Exercise directions: Which lines in the records below contain the word "that"? Copy each of them.

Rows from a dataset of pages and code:
::::::
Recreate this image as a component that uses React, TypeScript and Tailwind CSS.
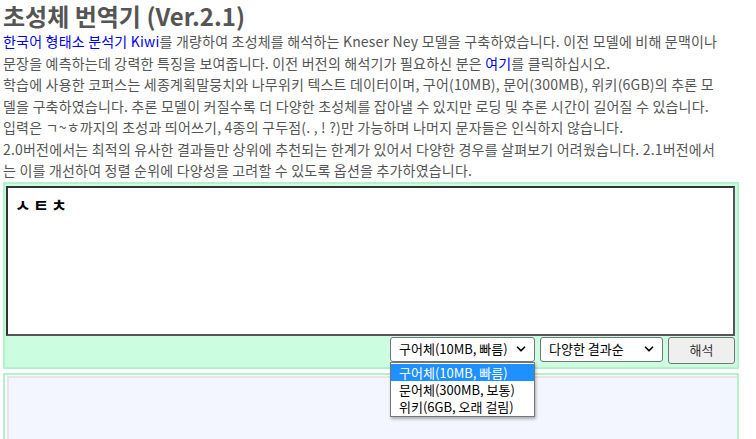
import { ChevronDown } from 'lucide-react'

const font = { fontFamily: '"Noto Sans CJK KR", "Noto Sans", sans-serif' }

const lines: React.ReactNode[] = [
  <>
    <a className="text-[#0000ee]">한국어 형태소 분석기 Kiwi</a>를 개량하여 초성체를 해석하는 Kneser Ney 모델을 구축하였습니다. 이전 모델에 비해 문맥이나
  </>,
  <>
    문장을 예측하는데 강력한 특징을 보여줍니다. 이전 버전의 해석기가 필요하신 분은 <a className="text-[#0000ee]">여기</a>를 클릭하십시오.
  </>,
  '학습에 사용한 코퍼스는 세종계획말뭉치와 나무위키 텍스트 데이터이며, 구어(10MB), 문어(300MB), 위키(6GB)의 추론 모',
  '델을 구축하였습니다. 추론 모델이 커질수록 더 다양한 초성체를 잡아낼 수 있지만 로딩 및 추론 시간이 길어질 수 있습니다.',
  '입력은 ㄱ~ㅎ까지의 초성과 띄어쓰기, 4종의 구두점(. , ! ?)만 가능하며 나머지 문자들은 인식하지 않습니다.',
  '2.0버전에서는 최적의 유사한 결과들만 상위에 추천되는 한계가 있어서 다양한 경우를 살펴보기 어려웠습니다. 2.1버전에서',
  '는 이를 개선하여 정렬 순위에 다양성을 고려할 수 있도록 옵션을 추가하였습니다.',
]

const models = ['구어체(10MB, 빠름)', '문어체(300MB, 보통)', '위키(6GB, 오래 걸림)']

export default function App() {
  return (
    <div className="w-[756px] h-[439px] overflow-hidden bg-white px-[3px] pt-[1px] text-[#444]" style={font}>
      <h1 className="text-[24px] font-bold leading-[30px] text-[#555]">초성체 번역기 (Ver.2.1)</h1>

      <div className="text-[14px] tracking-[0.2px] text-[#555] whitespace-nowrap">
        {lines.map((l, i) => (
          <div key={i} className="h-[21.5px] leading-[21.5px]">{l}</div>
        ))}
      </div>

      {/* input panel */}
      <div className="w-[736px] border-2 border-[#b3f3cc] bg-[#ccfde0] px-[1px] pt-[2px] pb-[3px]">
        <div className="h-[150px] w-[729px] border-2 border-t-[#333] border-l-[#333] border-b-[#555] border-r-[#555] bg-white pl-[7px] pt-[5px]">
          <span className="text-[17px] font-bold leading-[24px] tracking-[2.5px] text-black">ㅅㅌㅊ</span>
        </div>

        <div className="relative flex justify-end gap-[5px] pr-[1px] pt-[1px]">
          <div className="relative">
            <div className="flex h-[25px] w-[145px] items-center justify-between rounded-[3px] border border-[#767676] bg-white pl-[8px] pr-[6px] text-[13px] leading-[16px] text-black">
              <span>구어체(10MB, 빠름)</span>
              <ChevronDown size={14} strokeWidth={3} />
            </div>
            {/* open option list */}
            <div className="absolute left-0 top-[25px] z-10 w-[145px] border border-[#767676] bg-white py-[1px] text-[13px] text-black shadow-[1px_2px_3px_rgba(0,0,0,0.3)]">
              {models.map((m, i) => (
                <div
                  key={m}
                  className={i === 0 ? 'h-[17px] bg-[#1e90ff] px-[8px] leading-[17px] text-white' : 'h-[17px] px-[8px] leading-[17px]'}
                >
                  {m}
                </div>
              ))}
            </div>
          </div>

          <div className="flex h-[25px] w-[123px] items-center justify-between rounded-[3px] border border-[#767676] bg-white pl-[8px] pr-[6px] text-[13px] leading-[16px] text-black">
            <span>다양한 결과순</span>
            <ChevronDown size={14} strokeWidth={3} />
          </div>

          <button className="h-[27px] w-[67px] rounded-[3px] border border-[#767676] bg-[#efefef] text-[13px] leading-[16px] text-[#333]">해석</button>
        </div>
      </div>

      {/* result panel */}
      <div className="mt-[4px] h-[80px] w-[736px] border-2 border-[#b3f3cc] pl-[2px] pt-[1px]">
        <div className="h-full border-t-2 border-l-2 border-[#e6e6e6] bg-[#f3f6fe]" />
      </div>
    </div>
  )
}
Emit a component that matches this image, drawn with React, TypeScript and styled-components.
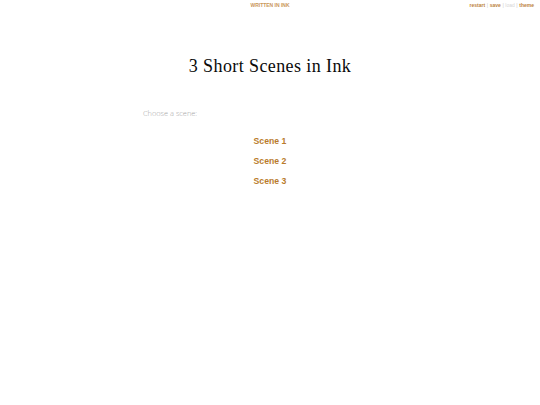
::::::
Correct response:
Recreate this image as a component that uses React, TypeScript and Tailwind CSS.
Emit a component that matches this image, drawn with React, TypeScript and styled-components.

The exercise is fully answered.